--- START OF COLLECTED MATERIAL ---
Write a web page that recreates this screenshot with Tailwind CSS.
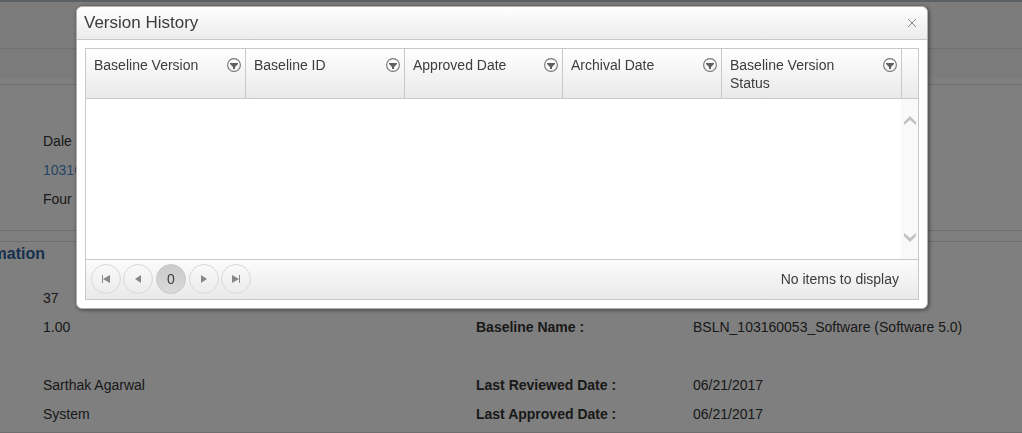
<!DOCTYPE html>
<html lang="en">
<head>
  <meta charset="UTF-8">
  <meta name="viewport" content="width=device-width, initial-scale=1.0">
  <title>Version History</title>
  <script src="https://cdn.jsdelivr.net/npm/@tailwindcss/browser@4"></script>
</head>
<body class="bg-white font-['Liberation_Sans',Arial,sans-serif] text-sm text-[#333] overflow-hidden">
  <!-- funnel icon shared by the column headers -->
  <svg class="hidden">
    <symbol id="filter" viewBox="0 0 14 14">
      <circle cx="7" cy="7" r="6.4" fill="none" stroke="#777" stroke-width="1.1"/>
      <path d="M3 5h8v1L8 9v2H6V9L3 6z" fill="#606060"/>
    </symbol>
  </svg>

  <!-- page -->
  <header class="h-[49px] border-t-2 border-t-[#b4c0c8] border-b border-b-[#e0e0e0] bg-[#f8f8f8]"></header>
  <div class="h-[30px] bg-[#f6f6f6]"></div>
  <main class="pt-[5px]">
    <section class="border-y border-[#dcdcdc] pt-[42px] pb-4 pl-[43px] leading-[29px]">
      <p>Dale</p>
      <p><a href="#" class="text-[#4a8bd0]">103160053</a></p>
      <p>Four</p>
    </section>
    <section class="mt-2.5 border-y border-[#dcdcdc] pb-[3px]">
      <h2 class="flex justify-end w-[45px] overflow-hidden text-base leading-6 font-bold text-[#30609c]">Information</h2>
      <div class="mt-[18px] pl-[43px] grid grid-cols-[433px_217px_1fr] auto-rows-[29px] leading-[29px]">
        <span class="col-span-3">37</span>
        <span>1.00</span>
        <b>Baseline Name :</b>
        <span>BSLN_103160053_Software (Software 5.0)</span>
        <span class="col-span-3"></span>
        <span>Sarthak Agarwal</span>
        <b>Last Reviewed Date :</b>
        <span>06/21/2017</span>
        <span>System</span>
        <b>Last Approved Date :</b>
        <span>06/21/2017</span>
      </div>
    </section>
  </main>

  <!-- modal -->
  <div class="fixed inset-0 bg-black/50 flex items-start pt-1.5 pl-[76px] pr-[94px]">
    <div role="dialog" aria-labelledby="title" class="flex-1 bg-white border border-[#b0b0b0] rounded-md shadow-[1px_1px_4px_rgba(0,0,0,0.5)] text-[#3c3c3c]">
      <div class="flex items-center justify-between h-[33px] pl-[7px] pr-2.5 rounded-t-md border-b border-[#c8c8c8] bg-linear-to-b from-white to-[#ebebeb]">
        <h1 id="title" class="text-[17px] leading-6">Version History</h1>
        <button aria-label="Close">
          <svg class="size-2.5" viewBox="0 0 10 10" fill="none" stroke="#888"><path d="M1 1l8 8M9 1L1 9"/></svg>
        </button>
      </div>

      <div class="m-2 border border-[#c8c8c8]">
        <table class="w-full table-fixed border-separate border-spacing-0 text-left">
          <thead>
            <tr class="h-[50px] align-top bg-linear-to-b from-white to-[#e9e9e9] leading-[18px]">
              <th class="w-[160px] border-r border-b border-[#c8c8c8] font-normal pt-[7px] pl-2 pr-1">
                <div class="flex justify-between">Baseline Version <button aria-label="Filter" class="size-[14px] mt-0.5"><svg class="size-[14px]"><use href="#filter"/></svg></button></div>
              </th>
              <th class="w-[159px] border-r border-b border-[#c8c8c8] font-normal pt-[7px] pl-2 pr-1">
                <div class="flex justify-between">Baseline ID <button aria-label="Filter" class="size-[14px] mt-0.5"><svg class="size-[14px]"><use href="#filter"/></svg></button></div>
              </th>
              <th class="w-[158px] border-r border-b border-[#c8c8c8] font-normal pt-[7px] pl-2 pr-1">
                <div class="flex justify-between">Approved Date <button aria-label="Filter" class="size-[14px] mt-0.5"><svg class="size-[14px]"><use href="#filter"/></svg></button></div>
              </th>
              <th class="w-[159px] border-r border-b border-[#c8c8c8] font-normal pt-[7px] pl-2 pr-1">
                <div class="flex justify-between">Archival Date <button aria-label="Filter" class="size-[14px] mt-0.5"><svg class="size-[14px]"><use href="#filter"/></svg></button></div>
              </th>
              <th class="border-r border-b border-[#c8c8c8] font-normal pt-[7px] pl-2 pr-1">
                <div class="flex justify-between"><span>Baseline Version<br>Status</span> <button aria-label="Filter" class="size-[14px] mt-0.5"><svg class="size-[14px]"><use href="#filter"/></svg></button></div>
              </th>
              <td class="w-4 border-b border-[#c8c8c8]"></td>
            </tr>
          </thead>
        </table>

        <div class="flex justify-end h-40">
          <div class="w-[17px] py-4 flex flex-col items-center justify-between bg-[#f9f9f9]">
            <svg class="w-3 h-2.5" viewBox="0 0 12 10" fill="#c1c1c1"><path d="M6 1l6 6v3L6 5 0 10V7z"/></svg>
            <svg class="w-3 h-2.5" viewBox="0 0 12 10" fill="#c1c1c1"><path d="M6 9l6-6V0L6 5 0 0V3z"/></svg>
          </div>
        </div>

        <!-- pager -->
        <div class="flex items-center justify-between h-10 pb-px pl-[5px] pr-[19px] border-t border-[#c8c8c8] bg-linear-to-b from-[#fcfcfc] to-[#e9e9e9]">
          <div class="flex gap-0.5">
            <button aria-label="First page" class="flex items-center justify-center size-[30px] rounded-full border border-[#d8d8d8]">
              <svg class="size-2" viewBox="0 0 8 8" fill="#888"><path d="M0 0h1v8H0zM8 0v8L1 4z"/></svg>
            </button>
            <button aria-label="Previous page" class="flex items-center justify-center size-[30px] rounded-full border border-[#d8d8d8]">
              <svg class="size-2" viewBox="0 0 8 8" fill="#888"><path d="M7 0v8L1 4z"/></svg>
            </button>
            <button class="mx-px size-[30px] rounded-full border border-[#c8c8c8] bg-linear-to-b from-[#cacaca] to-[#dadada]">0</button>
            <button aria-label="Next page" class="flex items-center justify-center size-[30px] rounded-full border border-[#d8d8d8]">
              <svg class="size-2" viewBox="0 0 8 8" fill="#888"><path d="M1 0v8l6-4z"/></svg>
            </button>
            <button aria-label="Last page" class="flex items-center justify-center size-[30px] rounded-full border border-[#d8d8d8]">
              <svg class="size-2" viewBox="0 0 8 8" fill="#888"><path d="M7 0h1v8H7zM0 0v8l7-4z"/></svg>
            </button>
          </div>
          <span>No items to display</span>
        </div>
      </div>
    </div>
  </div>
</body>
</html>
--- END OF COLLECTED MATERIAL ---
TASK OBJECTIVE >>
Output the data above without changes, apart from leaving out the pictures.

WRITTEN RESPONSE >>
Write a web page that recreates this screenshot with Tailwind CSS.
<!DOCTYPE html>
<html lang="en">
<head>
  <meta charset="UTF-8">
  <meta name="viewport" content="width=device-width, initial-scale=1.0">
  <title>Version History</title>
  <script src="https://cdn.jsdelivr.net/npm/@tailwindcss/browser@4"></script>
</head>
<body class="bg-white font-['Liberation_Sans',Arial,sans-serif] text-sm text-[#333] overflow-hidden">
  <!-- funnel icon shared by the column headers -->
  <svg class="hidden">
    <symbol id="filter" viewBox="0 0 14 14">
      <circle cx="7" cy="7" r="6.4" fill="none" stroke="#777" stroke-width="1.1"/>
      <path d="M3 5h8v1L8 9v2H6V9L3 6z" fill="#606060"/>
    </symbol>
  </svg>

  <!-- page -->
  <header class="h-[49px] border-t-2 border-t-[#b4c0c8] border-b border-b-[#e0e0e0] bg-[#f8f8f8]"></header>
  <div class="h-[30px] bg-[#f6f6f6]"></div>
  <main class="pt-[5px]">
    <section class="border-y border-[#dcdcdc] pt-[42px] pb-4 pl-[43px] leading-[29px]">
      <p>Dale</p>
      <p><a href="#" class="text-[#4a8bd0]">103160053</a></p>
      <p>Four</p>
    </section>
    <section class="mt-2.5 border-y border-[#dcdcdc] pb-[3px]">
      <h2 class="flex justify-end w-[45px] overflow-hidden text-base leading-6 font-bold text-[#30609c]">Information</h2>
      <div class="mt-[18px] pl-[43px] grid grid-cols-[433px_217px_1fr] auto-rows-[29px] leading-[29px]">
        <span class="col-span-3">37</span>
        <span>1.00</span>
        <b>Baseline Name :</b>
        <span>BSLN_103160053_Software (Software 5.0)</span>
        <span class="col-span-3"></span>
        <span>Sarthak Agarwal</span>
        <b>Last Reviewed Date :</b>
        <span>06/21/2017</span>
        <span>System</span>
        <b>Last Approved Date :</b>
        <span>06/21/2017</span>
      </div>
    </section>
  </main>

  <!-- modal -->
  <div class="fixed inset-0 bg-black/50 flex items-start pt-1.5 pl-[76px] pr-[94px]">
    <div role="dialog" aria-labelledby="title" class="flex-1 bg-white border border-[#b0b0b0] rounded-md shadow-[1px_1px_4px_rgba(0,0,0,0.5)] text-[#3c3c3c]">
      <div class="flex items-center justify-between h-[33px] pl-[7px] pr-2.5 rounded-t-md border-b border-[#c8c8c8] bg-linear-to-b from-white to-[#ebebeb]">
        <h1 id="title" class="text-[17px] leading-6">Version History</h1>
        <button aria-label="Close">
          <svg class="size-2.5" viewBox="0 0 10 10" fill="none" stroke="#888"><path d="M1 1l8 8M9 1L1 9"/></svg>
        </button>
      </div>

      <div class="m-2 border border-[#c8c8c8]">
        <table class="w-full table-fixed border-separate border-spacing-0 text-left">
          <thead>
            <tr class="h-[50px] align-top bg-linear-to-b from-white to-[#e9e9e9] leading-[18px]">
              <th class="w-[160px] border-r border-b border-[#c8c8c8] font-normal pt-[7px] pl-2 pr-1">
                <div class="flex justify-between">Baseline Version <button aria-label="Filter" class="size-[14px] mt-0.5"><svg class="size-[14px]"><use href="#filter"/></svg></button></div>
              </th>
              <th class="w-[159px] border-r border-b border-[#c8c8c8] font-normal pt-[7px] pl-2 pr-1">
                <div class="flex justify-between">Baseline ID <button aria-label="Filter" class="size-[14px] mt-0.5"><svg class="size-[14px]"><use href="#filter"/></svg></button></div>
              </th>
              <th class="w-[158px] border-r border-b border-[#c8c8c8] font-normal pt-[7px] pl-2 pr-1">
                <div class="flex justify-between">Approved Date <button aria-label="Filter" class="size-[14px] mt-0.5"><svg class="size-[14px]"><use href="#filter"/></svg></button></div>
              </th>
              <th class="w-[159px] border-r border-b border-[#c8c8c8] font-normal pt-[7px] pl-2 pr-1">
                <div class="flex justify-between">Archival Date <button aria-label="Filter" class="size-[14px] mt-0.5"><svg class="size-[14px]"><use href="#filter"/></svg></button></div>
              </th>
              <th class="border-r border-b border-[#c8c8c8] font-normal pt-[7px] pl-2 pr-1">
                <div class="flex justify-between"><span>Baseline Version<br>Status</span> <button aria-label="Filter" class="size-[14px] mt-0.5"><svg class="size-[14px]"><use href="#filter"/></svg></button></div>
              </th>
              <td class="w-4 border-b border-[#c8c8c8]"></td>
            </tr>
          </thead>
        </table>

        <div class="flex justify-end h-40">
          <div class="w-[17px] py-4 flex flex-col items-center justify-between bg-[#f9f9f9]">
            <svg class="w-3 h-2.5" viewBox="0 0 12 10" fill="#c1c1c1"><path d="M6 1l6 6v3L6 5 0 10V7z"/></svg>
            <svg class="w-3 h-2.5" viewBox="0 0 12 10" fill="#c1c1c1"><path d="M6 9l6-6V0L6 5 0 0V3z"/></svg>
          </div>
        </div>

        <!-- pager -->
        <div class="flex items-center justify-between h-10 pb-px pl-[5px] pr-[19px] border-t border-[#c8c8c8] bg-linear-to-b from-[#fcfcfc] to-[#e9e9e9]">
          <div class="flex gap-0.5">
            <button aria-label="First page" class="flex items-center justify-center size-[30px] rounded-full border border-[#d8d8d8]">
              <svg class="size-2" viewBox="0 0 8 8" fill="#888"><path d="M0 0h1v8H0zM8 0v8L1 4z"/></svg>
            </button>
            <button aria-label="Previous page" class="flex items-center justify-center size-[30px] rounded-full border border-[#d8d8d8]">
              <svg class="size-2" viewBox="0 0 8 8" fill="#888"><path d="M7 0v8L1 4z"/></svg>
            </button>
            <button class="mx-px size-[30px] rounded-full border border-[#c8c8c8] bg-linear-to-b from-[#cacaca] to-[#dadada]">0</button>
            <button aria-label="Next page" class="flex items-center justify-center size-[30px] rounded-full border border-[#d8d8d8]">
              <svg class="size-2" viewBox="0 0 8 8" fill="#888"><path d="M1 0v8l6-4z"/></svg>
            </button>
            <button aria-label="Last page" class="flex items-center justify-center size-[30px] rounded-full border border-[#d8d8d8]">
              <svg class="size-2" viewBox="0 0 8 8" fill="#888"><path d="M7 0h1v8H7zM0 0v8l7-4z"/></svg>
            </button>
          </div>
          <span>No items to display</span>
        </div>
      </div>
    </div>
  </div>
</body>
</html>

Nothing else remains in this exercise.